The second option is hot glue your ribbons onto the back of the curtain. I don't recommend this option, but it is there for those of you that are not comfortable with sewing or in a time crunch.  For this method of attachment, you should have already folded and ironed your hem to the size that you want and marked for ribbon placement.  Sew across the hem just as you did for the bottom and then use a hot glue gun to glue your ribbon onto your markings. 
This is by far the easiest option, but not the most stable. IF you do decide to use this option, I would recommend that you use Fray Check or some other product to keep your ribbon ends from fraying and falling off. You can also use a lighter to burn the ends, but they won't look as nice.

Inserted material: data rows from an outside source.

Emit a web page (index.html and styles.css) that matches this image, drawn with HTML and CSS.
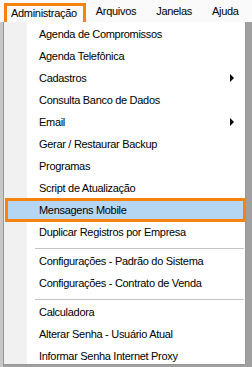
FILE: index.html
```html
<!DOCTYPE html>
<html lang="pt-BR">
<head>
  <meta charset="UTF-8" />
  <title>Menu Administração</title>
  <link rel="stylesheet" href="styles.css">
</head>
<body>

  <div class="menubar">
    <div class="top active">Administração</div>
    <div class="top">Arquivos</div>
    <div class="top">Janelas</div>
    <div class="top">Ajuda</div>
  </div>

  <div class="screen">
    <div class="edge"></div>
    <div class="dropdown">
      <div class="item">Agenda de Compromissos</div>
      <div class="item">Agenda Telefônica</div>
      <div class="item sub">Cadastros</div>
      <div class="item">Consulta Banco de Dados</div>
      <div class="item sub">Email</div>
      <div class="item">Gerar / Restaurar Backup</div>
      <div class="item">Programas</div>
      <div class="item">Script de Atualização</div>
      <div class="item selected">Mensagens Mobile</div>
      <div class="item">Duplicar Registros por Empresa</div>
      <div class="sep"></div>
      <div class="item">Configurações - Padrão do Sistema</div>
      <div class="item">Configurações - Contrato de Venda</div>
      <div class="sep"></div>
      <div class="item">Calculadora</div>
      <div class="item">Alterar Senha - Usuário Atual</div>
      <div class="item">Informar Senha Internet Proxy</div>
    </div>
    <div class="shadow"></div>
  </div>

</body>
</html>
```

FILE: styles.css
```css
* { box-sizing: border-box; }
body {
  margin: 0;
  width: 252px;
  height: 367px;
  overflow: hidden;
  background: #a0a0a0;
  font-family: 'Liberation Sans', Arial, sans-serif;
  font-size: 11px;
  letter-spacing: -0.3px;
  color: #000;
}
.menubar {
  display: flex;
  align-items: flex-end;
  height: 22px;
  background: #fafafa;
  padding-left: 4px;
}
.top {
  height: 19px;
  line-height: 17px;
  padding: 0 10px;
}
.top.active {
  border: 3px solid #f7830f;
  border-bottom: 0;
  padding: 0 6px 0 4px;
  line-height: 15px;
}
.screen { display: flex; height: 345px; }
.edge { width: 3px; background: #c8c8c8; }
.dropdown {
  width: 243px;
  height: 343px;
  border: 1px solid #979797;
  border-top: 0;
  background: linear-gradient(to right, #f1f1f1 23px, #fff 23px);
  padding: 1px 0 0 0;
}
.shadow { flex: 1; background: #a0a0a0; }
.item {
  position: relative;
  height: 22px;
  line-height: 22px;
  padding-left: 35px;
  white-space: nowrap;
}
.item.sub::after {
  content: "";
  position: absolute;
  right: 11px;
  top: 7px;
  border-left: 4px solid #000;
  border-top: 4px solid transparent;
  border-bottom: 4px solid transparent;
}
.item.selected {
  margin-left: 1px;
  width: 241px;
  height: 24px;
  line-height: 18px;
  padding-left: 31px;
  background: #b5d6f2;
  border: 3px solid #f7830f;
  margin-top: -1px;
  margin-bottom: -1px;
}
.sep {
  height: 6px;
  margin-left: 31px;
  margin-right: 1px;
  border-bottom: 1px solid #c5c5c5;
  margin-bottom: 1px;
}
```
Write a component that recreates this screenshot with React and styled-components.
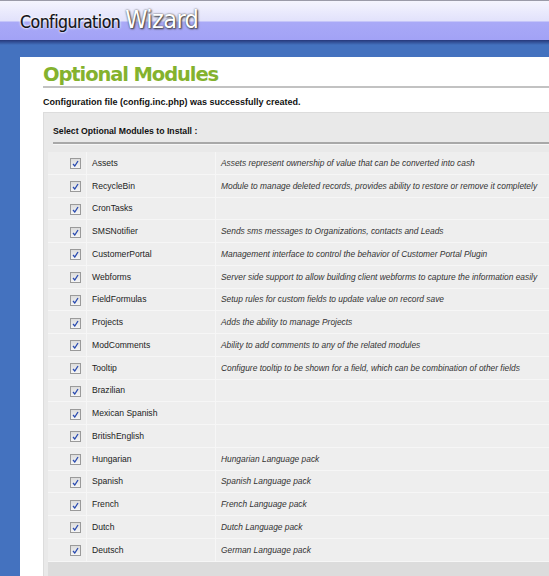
import React from "react"
import styled, { createGlobalStyle } from "styled-components"

const modules = [
  ["Assets", "Assets represent ownership of value that can be converted into cash"],
  ["RecycleBin", "Module to manage deleted records, provides ability to restore or remove it completely"],
  ["CronTasks", ""],
  ["SMSNotifier", "Sends sms messages to Organizations, contacts and Leads"],
  ["CustomerPortal", "Management interface to control the behavior of Customer Portal Plugin"],
  ["Webforms", "Server side support to allow building client webforms to capture the information easily"],
  ["FieldFormulas", "Setup rules for custom fields to update value on record save"],
  ["Projects", "Adds the ability to manage Projects"],
  ["ModComments", "Ability to add comments to any of the related modules"],
  ["Tooltip", "Configure tooltip to be shown for a field, which can be combination of other fields"],
  ["Brazilian", ""],
  ["Mexican Spanish", ""],
  ["BritishEnglish", ""],
  ["Hungarian", "Hungarian Language pack"],
  ["Spanish", "Spanish Language pack"],
  ["French", "French Language pack"],
  ["Dutch", "Dutch Language pack"],
  ["Deutsch", "German Language pack"],
]

const GlobalStyle = createGlobalStyle`
  html, body {
    margin: 0;
    padding: 0;
    overflow: hidden;
    background: #4472bf;
  }
  body {
    font-family: "Liberation Sans", Arial, sans-serif;
  }
`

const Page = styled.div`
  width: 549px;
  height: 576px;
  overflow: hidden;
  background: #4472bf;
`

const Header = styled.div`
  height: 40px;
  border-top: 1px solid #9a9aa8;
  background: linear-gradient(
    to bottom,
    #f4f4fe 0%,
    #e2e2fb 50%,
    #a9a9f7 55%,
    #a2a2f6 100%
  );
  display: flex;
  align-items: center;
  padding-left: 20px;
  box-sizing: border-box;
`

const HeaderEdge = styled.div`
  height: 5px;
  background: linear-gradient(to bottom, #26387a, #4472bf);
`

const Brand = styled.div`
  display: flex;
  align-items: baseline;
  gap: 5px;
  margin-top: -2px;
`

const BrandDark = styled.span`
  font-family: "DejaVu Sans Condensed", "DejaVu Sans", sans-serif;
  font-size: 17.5px;
  letter-spacing: -0.5px;
  color: #111118;
  -webkit-text-stroke: 0.2px #111118;
  text-shadow: 0 0 2px #fff, 0 0 3px #fff, 0 0 1px #fff;
`

const BrandLight = styled.span`
  font-family: "DejaVu Sans Condensed", "DejaVu Sans", sans-serif;
  font-size: 25px;
  letter-spacing: -0.6px;
  color: #fff;
  text-shadow: 1px 1px 2px #333, 0 0 2px #555;
`

const Body = styled.div`
  margin: 12px 0 0 20px;
  width: 640px;
  height: 600px;
  background: #fff;
  padding: 6px 0 0 23px;
  box-sizing: border-box;
`

const Title = styled.h1`
  margin: 0;
  font-family: "DejaVu Sans", Verdana, sans-serif;
  font-weight: bold;
  font-size: 19.5px;
  letter-spacing: -1.1px;
  color: #84b22e;
  line-height: 22px;
  padding-top: 1px;
  border-bottom: 2px solid #c2c2c2;
`

const Notice = styled.p`
  margin: 0;
  padding: 9px 0 0;
  height: 24px;
  box-sizing: border-box;
  font-size: 9px;
  font-weight: bold;
  color: #111;
`

const Panel = styled.div`
  background: #e9e9e9;
  border: 1px solid #dcdcdc;
  border-right: none;
  padding: 0 0 0 4px;
`

const PanelHead = styled.div`
  margin: 0 0 0 5px;
  height: 31px;
  box-sizing: border-box;
  padding-top: 13px;
  font-size: 8.7px;
  font-weight: bold;
  color: #111;
  border-bottom: 2px solid #a8a8a8;
  box-shadow: 0 1px 0 #f6f6f6;
`

const Table = styled.div`
  margin-top: 8px;
  background: #eeeeee;
`

const Row = styled.div`
  display: grid;
  grid-template-columns: 38px 129px 1fr;
  height: 22.75px;
  border-bottom: 1px solid #f6f6f6;
  box-sizing: border-box;
`

const Cell = styled.div`
  display: flex;
  align-items: center;
  font-size: ${(p) => (p.$desc ? "8.4px" : "8.6px")};
  padding-left: ${(p) => (p.$check ? "22px" : "5px")};
  border-left: ${(p) => (p.$check ? "none" : "1px solid #f6f6f6")};
  font-style: ${(p) => (p.$desc ? "italic" : "normal")};
  color: ${(p) => (p.$desc ? "#333" : "#1c1c1c")};
  white-space: nowrap;
`

const Box = styled.span`
  width: 11px;
  height: 11px;
  box-sizing: border-box;
  border: 1px solid #9a9a9a;
  background: linear-gradient(to bottom, #dcdcdc, #f6f6f6);
  display: flex;
  align-items: center;
  justify-content: center;
  margin-top: 2px;
`

const Footer = styled.div`
  height: 40px;
  background: #dcdcdc;
`

const Check = () => (
  <Box>
    <svg width="7" height="7" viewBox="0 0 7 7">
      <path d="M1 4 L2.8 6 L6 1" fill="none" stroke="#2a4bb0" strokeWidth="1.3" />
    </svg>
  </Box>
)

export default function App() {
  return (
    <Page>
      <GlobalStyle />
      <Header>
        <Brand>
          <BrandDark>Configuration</BrandDark>
          <BrandLight>Wizard</BrandLight>
        </Brand>
      </Header>
      <HeaderEdge />
      <Body>
        <Title>Optional Modules</Title>
        <Notice>Configuration file (config.inc.php) was successfully created.</Notice>
        <Panel>
          <PanelHead>Select Optional Modules to Install :</PanelHead>
          <Table>
            {modules.map(([name, desc]) => (
              <Row key={name}>
                <Cell $check>
                  <Check />
                </Cell>
                <Cell>{name}</Cell>
                <Cell $desc>{desc}</Cell>
              </Row>
            ))}
          </Table>
          <Footer />
        </Panel>
      </Body>
    </Page>
  )
}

Hang your curtains and then scrunch them together like this to get your pleats and you are done.  The ribbon allows you to open the curtains easily and maintain the pleated look when closing them again.
The window that I put these curtains on is very narrow and right up next to the other wall.  I wanted to make the window look larger and so I moved my curtain rod out about 8" from the edge of the window and hang my curtains there instead.  The curtains are essentially covering up a portion of the wall as well, but when someone sees them, they can only assume that they are covering the window itself.  Even when the curtains are open, they are scrunched on each side and you can't see that they are actually covering part of the wall!
I am so glad to have this project completed and I love the look that these curtains give!